Finì di vendere l’arredamento che era sfuggito alle razzie della guerra, costruì sul lato ovest una nuova ala che usò come ristorante e albergo, abbandonò la Rocchetta ai vandalismi dei visitatori e all’incuria.
E pensare che nei suoi interni splendidi erano stati girati film suggestivi, quali “Balsamus” di Pupi Avati e “Enrico IV” di Marco Bellocchio.
Un paio d’anni fa, Stefanelli morì, e la situazione se è possibile precipitò.
Per problemi fra i vari eredi la Rocchetta è stata definitivamente chiusa al pubblico, e chiuse, o quasi, sono le trattative per un eventuale acquisto da parte della Provincia, che progettava di allestirvi un “Museo della Fiaba”.

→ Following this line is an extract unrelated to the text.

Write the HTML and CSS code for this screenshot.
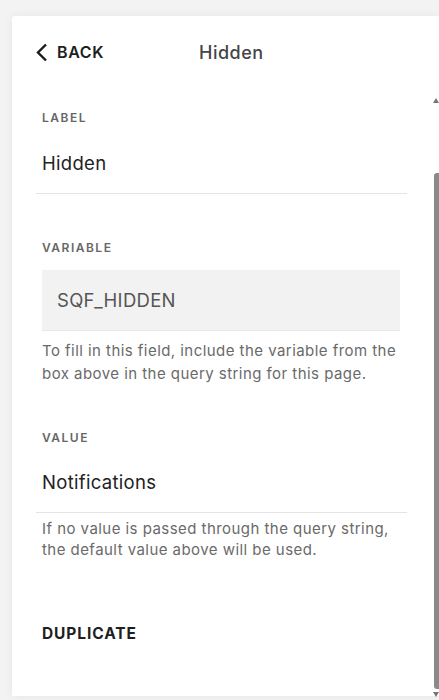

Dunque, cari amici, non ci rimane che risvegliarci dal nostro sogno ed accorgerci così che lo scalone del “Portone di Levante” non si può più scendere da tempo immemorabile, che il parco è in completo abbandono, che le meravigliose stanze che abbiamo attraversato sono tutte vuote, i pavimenti sconnessi, i soffitti sfondati e le pareti piene di macchie di umidità e di frasi sconce. Che il soffitto policromo della “Loggia Carolina” è ora di un omogeneo colore neutro, che i meravigliosi bagni sono mucchi di macerie, che le lamine d’oro delle guglie a cipolla sono state rubate da un pezzo, che di fronte a tutto questo sfascio rimane da dire che sì, siamo nell’Appennino tosco-emiliano, che sì, purtroppo siamo in Italia.
E nonostante tutto ciò, nonostante il fatto che dove non si è accanito il tempo si è accanito l’uomo la Rocchetta continua a mantenere una grande forza, una magia: come se l’energia di Cesare Mattei fosse ancora qui, in queste sale abbandonate.
Ma allora, è proprio giusto non fare niente, restare immobili e aspettare la morte, quella definitiva, della nostra Rocchetta Mattei?